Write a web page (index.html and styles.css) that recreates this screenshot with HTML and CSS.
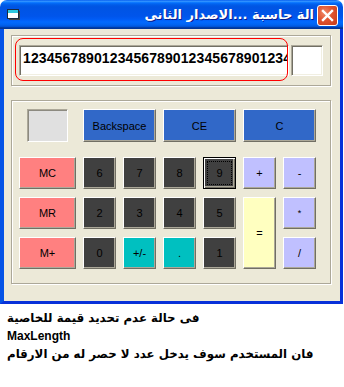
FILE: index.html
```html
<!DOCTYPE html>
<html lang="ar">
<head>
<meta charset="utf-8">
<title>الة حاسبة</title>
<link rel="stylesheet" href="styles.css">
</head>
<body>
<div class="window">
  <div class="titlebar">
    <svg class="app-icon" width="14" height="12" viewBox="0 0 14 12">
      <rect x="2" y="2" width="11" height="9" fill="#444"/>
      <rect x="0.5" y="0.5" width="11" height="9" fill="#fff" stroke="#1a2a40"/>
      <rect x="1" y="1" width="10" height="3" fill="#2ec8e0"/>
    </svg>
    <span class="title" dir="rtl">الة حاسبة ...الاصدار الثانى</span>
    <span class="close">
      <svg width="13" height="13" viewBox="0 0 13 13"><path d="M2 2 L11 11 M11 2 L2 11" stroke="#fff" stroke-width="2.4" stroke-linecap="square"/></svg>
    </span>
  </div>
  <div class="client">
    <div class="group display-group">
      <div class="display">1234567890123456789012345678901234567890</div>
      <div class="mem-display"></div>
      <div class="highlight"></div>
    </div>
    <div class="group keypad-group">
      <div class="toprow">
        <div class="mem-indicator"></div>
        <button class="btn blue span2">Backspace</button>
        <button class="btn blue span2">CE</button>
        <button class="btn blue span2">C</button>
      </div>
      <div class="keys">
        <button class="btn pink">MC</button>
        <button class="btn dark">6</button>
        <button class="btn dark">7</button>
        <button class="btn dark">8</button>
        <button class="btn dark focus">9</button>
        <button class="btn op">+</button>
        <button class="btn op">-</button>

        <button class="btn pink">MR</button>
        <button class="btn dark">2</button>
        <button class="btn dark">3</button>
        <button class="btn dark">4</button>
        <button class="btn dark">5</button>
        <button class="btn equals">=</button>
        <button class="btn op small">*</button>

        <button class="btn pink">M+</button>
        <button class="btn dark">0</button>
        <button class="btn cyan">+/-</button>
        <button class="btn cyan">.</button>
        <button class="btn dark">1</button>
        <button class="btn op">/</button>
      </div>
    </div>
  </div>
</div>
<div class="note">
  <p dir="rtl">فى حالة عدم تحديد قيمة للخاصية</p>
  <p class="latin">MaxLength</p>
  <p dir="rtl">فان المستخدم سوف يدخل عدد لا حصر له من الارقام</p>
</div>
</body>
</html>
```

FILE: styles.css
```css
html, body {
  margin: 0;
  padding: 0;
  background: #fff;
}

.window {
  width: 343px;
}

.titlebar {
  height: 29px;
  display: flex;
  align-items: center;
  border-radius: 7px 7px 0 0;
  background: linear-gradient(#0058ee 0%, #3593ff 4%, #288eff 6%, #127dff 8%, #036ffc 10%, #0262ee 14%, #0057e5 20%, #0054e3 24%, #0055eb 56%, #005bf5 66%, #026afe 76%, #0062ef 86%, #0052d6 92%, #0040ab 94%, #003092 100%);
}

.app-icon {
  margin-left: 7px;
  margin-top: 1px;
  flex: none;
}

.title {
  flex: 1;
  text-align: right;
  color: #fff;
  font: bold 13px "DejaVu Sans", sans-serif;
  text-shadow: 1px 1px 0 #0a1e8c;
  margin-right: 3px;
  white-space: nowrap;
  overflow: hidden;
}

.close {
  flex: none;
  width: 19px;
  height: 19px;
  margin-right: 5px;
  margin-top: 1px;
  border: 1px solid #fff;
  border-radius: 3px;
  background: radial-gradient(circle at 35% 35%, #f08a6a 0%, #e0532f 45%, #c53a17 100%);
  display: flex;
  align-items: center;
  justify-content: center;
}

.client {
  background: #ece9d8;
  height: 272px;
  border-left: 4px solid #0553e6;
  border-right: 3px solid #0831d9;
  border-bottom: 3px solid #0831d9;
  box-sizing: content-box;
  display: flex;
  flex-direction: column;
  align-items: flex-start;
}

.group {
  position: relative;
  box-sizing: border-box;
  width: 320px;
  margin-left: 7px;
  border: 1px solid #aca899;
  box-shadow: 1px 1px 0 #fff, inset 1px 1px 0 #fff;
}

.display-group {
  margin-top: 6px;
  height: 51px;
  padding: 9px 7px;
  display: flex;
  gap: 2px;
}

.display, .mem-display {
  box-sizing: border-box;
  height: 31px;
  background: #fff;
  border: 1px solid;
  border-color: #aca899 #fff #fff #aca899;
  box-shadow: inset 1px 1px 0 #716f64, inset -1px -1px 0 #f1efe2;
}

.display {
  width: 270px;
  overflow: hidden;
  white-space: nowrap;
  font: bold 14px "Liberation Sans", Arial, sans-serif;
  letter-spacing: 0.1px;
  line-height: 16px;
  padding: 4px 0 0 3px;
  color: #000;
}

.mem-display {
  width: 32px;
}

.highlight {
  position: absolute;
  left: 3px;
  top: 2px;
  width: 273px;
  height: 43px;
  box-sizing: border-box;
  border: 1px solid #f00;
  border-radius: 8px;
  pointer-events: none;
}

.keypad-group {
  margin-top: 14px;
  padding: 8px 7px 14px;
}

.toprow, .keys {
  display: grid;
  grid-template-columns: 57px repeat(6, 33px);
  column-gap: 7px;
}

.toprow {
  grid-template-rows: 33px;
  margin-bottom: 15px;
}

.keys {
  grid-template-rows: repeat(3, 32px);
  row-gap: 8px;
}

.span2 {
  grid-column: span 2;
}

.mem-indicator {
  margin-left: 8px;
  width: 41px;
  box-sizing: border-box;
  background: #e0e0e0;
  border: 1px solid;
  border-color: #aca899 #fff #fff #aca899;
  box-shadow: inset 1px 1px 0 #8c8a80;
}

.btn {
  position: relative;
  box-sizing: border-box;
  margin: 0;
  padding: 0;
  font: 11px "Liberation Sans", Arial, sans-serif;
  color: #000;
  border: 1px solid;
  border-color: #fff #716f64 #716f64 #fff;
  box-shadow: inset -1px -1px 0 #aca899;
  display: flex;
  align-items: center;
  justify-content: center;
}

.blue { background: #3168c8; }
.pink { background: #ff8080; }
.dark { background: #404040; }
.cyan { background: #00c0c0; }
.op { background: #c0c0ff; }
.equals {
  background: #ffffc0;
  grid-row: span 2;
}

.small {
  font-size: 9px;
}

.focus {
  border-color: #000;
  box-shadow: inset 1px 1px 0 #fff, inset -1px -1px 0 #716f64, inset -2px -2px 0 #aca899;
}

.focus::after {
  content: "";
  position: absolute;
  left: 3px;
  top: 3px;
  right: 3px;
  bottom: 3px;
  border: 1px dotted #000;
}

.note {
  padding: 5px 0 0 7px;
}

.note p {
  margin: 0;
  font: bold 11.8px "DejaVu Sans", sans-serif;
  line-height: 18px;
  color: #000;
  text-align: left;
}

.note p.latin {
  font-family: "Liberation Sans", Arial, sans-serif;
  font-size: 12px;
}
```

--------------------------------

* Work to complete
Skip the images and write out the rest of the listing exactly.

* Complete output
Write a web page (index.html and styles.css) that recreates this screenshot with HTML and CSS.
FILE: index.html
```html
<!DOCTYPE html>
<html lang="ar">
<head>
<meta charset="utf-8">
<title>الة حاسبة</title>
<link rel="stylesheet" href="styles.css">
</head>
<body>
<div class="window">
  <div class="titlebar">
    <svg class="app-icon" width="14" height="12" viewBox="0 0 14 12">
      <rect x="2" y="2" width="11" height="9" fill="#444"/>
      <rect x="0.5" y="0.5" width="11" height="9" fill="#fff" stroke="#1a2a40"/>
      <rect x="1" y="1" width="10" height="3" fill="#2ec8e0"/>
    </svg>
    <span class="title" dir="rtl">الة حاسبة ...الاصدار الثانى</span>
    <span class="close">
      <svg width="13" height="13" viewBox="0 0 13 13"><path d="M2 2 L11 11 M11 2 L2 11" stroke="#fff" stroke-width="2.4" stroke-linecap="square"/></svg>
    </span>
  </div>
  <div class="client">
    <div class="group display-group">
      <div class="display">1234567890123456789012345678901234567890</div>
      <div class="mem-display"></div>
      <div class="highlight"></div>
    </div>
    <div class="group keypad-group">
      <div class="toprow">
        <div class="mem-indicator"></div>
        <button class="btn blue span2">Backspace</button>
        <button class="btn blue span2">CE</button>
        <button class="btn blue span2">C</button>
      </div>
      <div class="keys">
        <button class="btn pink">MC</button>
        <button class="btn dark">6</button>
        <button class="btn dark">7</button>
        <button class="btn dark">8</button>
        <button class="btn dark focus">9</button>
        <button class="btn op">+</button>
        <button class="btn op">-</button>

        <button class="btn pink">MR</button>
        <button class="btn dark">2</button>
        <button class="btn dark">3</button>
        <button class="btn dark">4</button>
        <button class="btn dark">5</button>
        <button class="btn equals">=</button>
        <button class="btn op small">*</button>

        <button class="btn pink">M+</button>
        <button class="btn dark">0</button>
        <button class="btn cyan">+/-</button>
        <button class="btn cyan">.</button>
        <button class="btn dark">1</button>
        <button class="btn op">/</button>
      </div>
    </div>
  </div>
</div>
<div class="note">
  <p dir="rtl">فى حالة عدم تحديد قيمة للخاصية</p>
  <p class="latin">MaxLength</p>
  <p dir="rtl">فان المستخدم سوف يدخل عدد لا حصر له من الارقام</p>
</div>
</body>
</html>
```

FILE: styles.css
```css
html, body {
  margin: 0;
  padding: 0;
  background: #fff;
}

.window {
  width: 343px;
}

.titlebar {
  height: 29px;
  display: flex;
  align-items: center;
  border-radius: 7px 7px 0 0;
  background: linear-gradient(#0058ee 0%, #3593ff 4%, #288eff 6%, #127dff 8%, #036ffc 10%, #0262ee 14%, #0057e5 20%, #0054e3 24%, #0055eb 56%, #005bf5 66%, #026afe 76%, #0062ef 86%, #0052d6 92%, #0040ab 94%, #003092 100%);
}

.app-icon {
  margin-left: 7px;
  margin-top: 1px;
  flex: none;
}

.title {
  flex: 1;
  text-align: right;
  color: #fff;
  font: bold 13px "DejaVu Sans", sans-serif;
  text-shadow: 1px 1px 0 #0a1e8c;
  margin-right: 3px;
  white-space: nowrap;
  overflow: hidden;
}

.close {
  flex: none;
  width: 19px;
  height: 19px;
  margin-right: 5px;
  margin-top: 1px;
  border: 1px solid #fff;
  border-radius: 3px;
  background: radial-gradient(circle at 35% 35%, #f08a6a 0%, #e0532f 45%, #c53a17 100%);
  display: flex;
  align-items: center;
  justify-content: center;
}

.client {
  background: #ece9d8;
  height: 272px;
  border-left: 4px solid #0553e6;
  border-right: 3px solid #0831d9;
  border-bottom: 3px solid #0831d9;
  box-sizing: content-box;
  display: flex;
  flex-direction: column;
  align-items: flex-start;
}

.group {
  position: relative;
  box-sizing: border-box;
  width: 320px;
  margin-left: 7px;
  border: 1px solid #aca899;
  box-shadow: 1px 1px 0 #fff, inset 1px 1px 0 #fff;
}

.display-group {
  margin-top: 6px;
  height: 51px;
  padding: 9px 7px;
  display: flex;
  gap: 2px;
}

.display, .mem-display {
  box-sizing: border-box;
  height: 31px;
  background: #fff;
  border: 1px solid;
  border-color: #aca899 #fff #fff #aca899;
  box-shadow: inset 1px 1px 0 #716f64, inset -1px -1px 0 #f1efe2;
}

.display {
  width: 270px;
  overflow: hidden;
  white-space: nowrap;
  font: bold 14px "Liberation Sans", Arial, sans-serif;
  letter-spacing: 0.1px;
  line-height: 16px;
  padding: 4px 0 0 3px;
  color: #000;
}

.mem-display {
  width: 32px;
}

.highlight {
  position: absolute;
  left: 3px;
  top: 2px;
  width: 273px;
  height: 43px;
  box-sizing: border-box;
  border: 1px solid #f00;
  border-radius: 8px;
  pointer-events: none;
}

.keypad-group {
  margin-top: 14px;
  padding: 8px 7px 14px;
}

.toprow, .keys {
  display: grid;
  grid-template-columns: 57px repeat(6, 33px);
  column-gap: 7px;
}

.toprow {
  grid-template-rows: 33px;
  margin-bottom: 15px;
}

.keys {
  grid-template-rows: repeat(3, 32px);
  row-gap: 8px;
}

.span2 {
  grid-column: span 2;
}

.mem-indicator {
  margin-left: 8px;
  width: 41px;
  box-sizing: border-box;
  background: #e0e0e0;
  border: 1px solid;
  border-color: #aca899 #fff #fff #aca899;
  box-shadow: inset 1px 1px 0 #8c8a80;
}

.btn {
  position: relative;
  box-sizing: border-box;
  margin: 0;
  padding: 0;
  font: 11px "Liberation Sans", Arial, sans-serif;
  color: #000;
  border: 1px solid;
  border-color: #fff #716f64 #716f64 #fff;
  box-shadow: inset -1px -1px 0 #aca899;
  display: flex;
  align-items: center;
  justify-content: center;
}

.blue { background: #3168c8; }
.pink { background: #ff8080; }
.dark { background: #404040; }
.cyan { background: #00c0c0; }
.op { background: #c0c0ff; }
.equals {
  background: #ffffc0;
  grid-row: span 2;
}

.small {
  font-size: 9px;
}

.focus {
  border-color: #000;
  box-shadow: inset 1px 1px 0 #fff, inset -1px -1px 0 #716f64, inset -2px -2px 0 #aca899;
}

.focus::after {
  content: "";
  position: absolute;
  left: 3px;
  top: 3px;
  right: 3px;
  bottom: 3px;
  border: 1px dotted #000;
}

.note {
  padding: 5px 0 0 7px;
}

.note p {
  margin: 0;
  font: bold 11.8px "DejaVu Sans", sans-serif;
  line-height: 18px;
  color: #000;
  text-align: left;
}

.note p.latin {
  font-family: "Liberation Sans", Arial, sans-serif;
  font-size: 12px;
}
```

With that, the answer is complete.